A DPA program may contain device executables for multiple hardware targets. These target-specific executables are packaged into a fatbinary container, which is embedded as a dedicated section within the host object that forms part of the host library.
DPA Object
When
dpacc is run in compile-only mode, it produces a DPA object file—a host object with a structure similar to that of a DPA program. It includes:
Host stubs – Generated by
dpaccto enable future integration with host code.
Device object – Compiled from the input DPA device code.
Like a DPA program, a DPA object may contain device objects for multiple hardware targets, encapsulated in a fatbinary container that is embedded within the host object file.
DPA Library
A DPA library is composed of two separate static archives:
DPA host library – Contains host interface objects that correspond to the device objects found in the DPA device library.

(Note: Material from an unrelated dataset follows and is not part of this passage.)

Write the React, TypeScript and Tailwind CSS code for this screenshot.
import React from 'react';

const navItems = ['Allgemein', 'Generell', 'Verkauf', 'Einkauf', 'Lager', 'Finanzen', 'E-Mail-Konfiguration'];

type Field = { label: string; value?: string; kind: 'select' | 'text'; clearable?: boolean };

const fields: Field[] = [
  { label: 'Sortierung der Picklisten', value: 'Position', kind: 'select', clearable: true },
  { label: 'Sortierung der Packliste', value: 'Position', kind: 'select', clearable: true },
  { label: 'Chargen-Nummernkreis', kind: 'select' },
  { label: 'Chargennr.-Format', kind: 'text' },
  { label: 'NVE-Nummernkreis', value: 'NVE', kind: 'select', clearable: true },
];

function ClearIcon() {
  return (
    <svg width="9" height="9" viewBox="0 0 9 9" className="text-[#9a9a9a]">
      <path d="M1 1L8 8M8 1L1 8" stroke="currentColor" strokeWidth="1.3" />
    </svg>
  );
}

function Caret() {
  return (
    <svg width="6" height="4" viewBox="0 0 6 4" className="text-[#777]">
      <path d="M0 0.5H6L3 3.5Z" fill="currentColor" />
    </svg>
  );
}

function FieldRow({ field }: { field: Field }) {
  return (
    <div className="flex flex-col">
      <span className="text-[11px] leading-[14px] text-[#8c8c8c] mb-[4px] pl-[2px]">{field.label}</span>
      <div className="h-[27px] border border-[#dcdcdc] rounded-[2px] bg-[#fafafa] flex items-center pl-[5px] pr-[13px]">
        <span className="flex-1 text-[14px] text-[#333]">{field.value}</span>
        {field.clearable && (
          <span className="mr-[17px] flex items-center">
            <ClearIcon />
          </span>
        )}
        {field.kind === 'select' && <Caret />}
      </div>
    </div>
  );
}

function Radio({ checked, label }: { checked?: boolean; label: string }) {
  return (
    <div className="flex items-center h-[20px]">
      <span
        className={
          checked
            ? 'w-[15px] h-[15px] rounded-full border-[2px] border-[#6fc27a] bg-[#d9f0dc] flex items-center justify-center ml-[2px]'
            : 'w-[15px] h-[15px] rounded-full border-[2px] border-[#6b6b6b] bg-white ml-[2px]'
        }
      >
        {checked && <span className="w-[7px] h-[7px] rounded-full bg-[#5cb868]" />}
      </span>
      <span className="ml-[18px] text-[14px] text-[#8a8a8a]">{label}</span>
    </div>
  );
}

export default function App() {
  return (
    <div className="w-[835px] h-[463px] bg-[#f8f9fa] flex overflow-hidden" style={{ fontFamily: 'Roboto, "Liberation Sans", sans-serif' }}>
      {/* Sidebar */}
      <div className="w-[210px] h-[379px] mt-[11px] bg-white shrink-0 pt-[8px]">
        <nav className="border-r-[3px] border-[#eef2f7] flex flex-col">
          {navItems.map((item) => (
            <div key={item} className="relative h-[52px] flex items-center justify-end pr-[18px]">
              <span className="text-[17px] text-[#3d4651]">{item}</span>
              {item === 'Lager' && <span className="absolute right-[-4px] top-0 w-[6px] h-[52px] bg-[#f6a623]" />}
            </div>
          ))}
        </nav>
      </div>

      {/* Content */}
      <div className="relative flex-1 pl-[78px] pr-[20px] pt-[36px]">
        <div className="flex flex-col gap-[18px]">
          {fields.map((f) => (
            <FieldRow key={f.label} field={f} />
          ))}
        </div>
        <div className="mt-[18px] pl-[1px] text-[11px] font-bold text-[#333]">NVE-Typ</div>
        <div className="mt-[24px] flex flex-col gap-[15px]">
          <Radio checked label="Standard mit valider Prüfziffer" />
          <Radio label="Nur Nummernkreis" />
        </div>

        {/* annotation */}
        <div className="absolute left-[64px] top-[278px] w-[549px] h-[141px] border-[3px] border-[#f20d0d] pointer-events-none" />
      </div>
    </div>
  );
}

DPA device library – Contains device objects compiled from DPA device source code.
These libraries serve distinct roles:
The DPA device library is consumed by
dpaccduring DPA program generation.
The DPA host library can optionally be linked with other host-side code and redistributed.
The DPA device library is packaged as a specialized fatbinary container format, which itself contains archives of device objects for different targets.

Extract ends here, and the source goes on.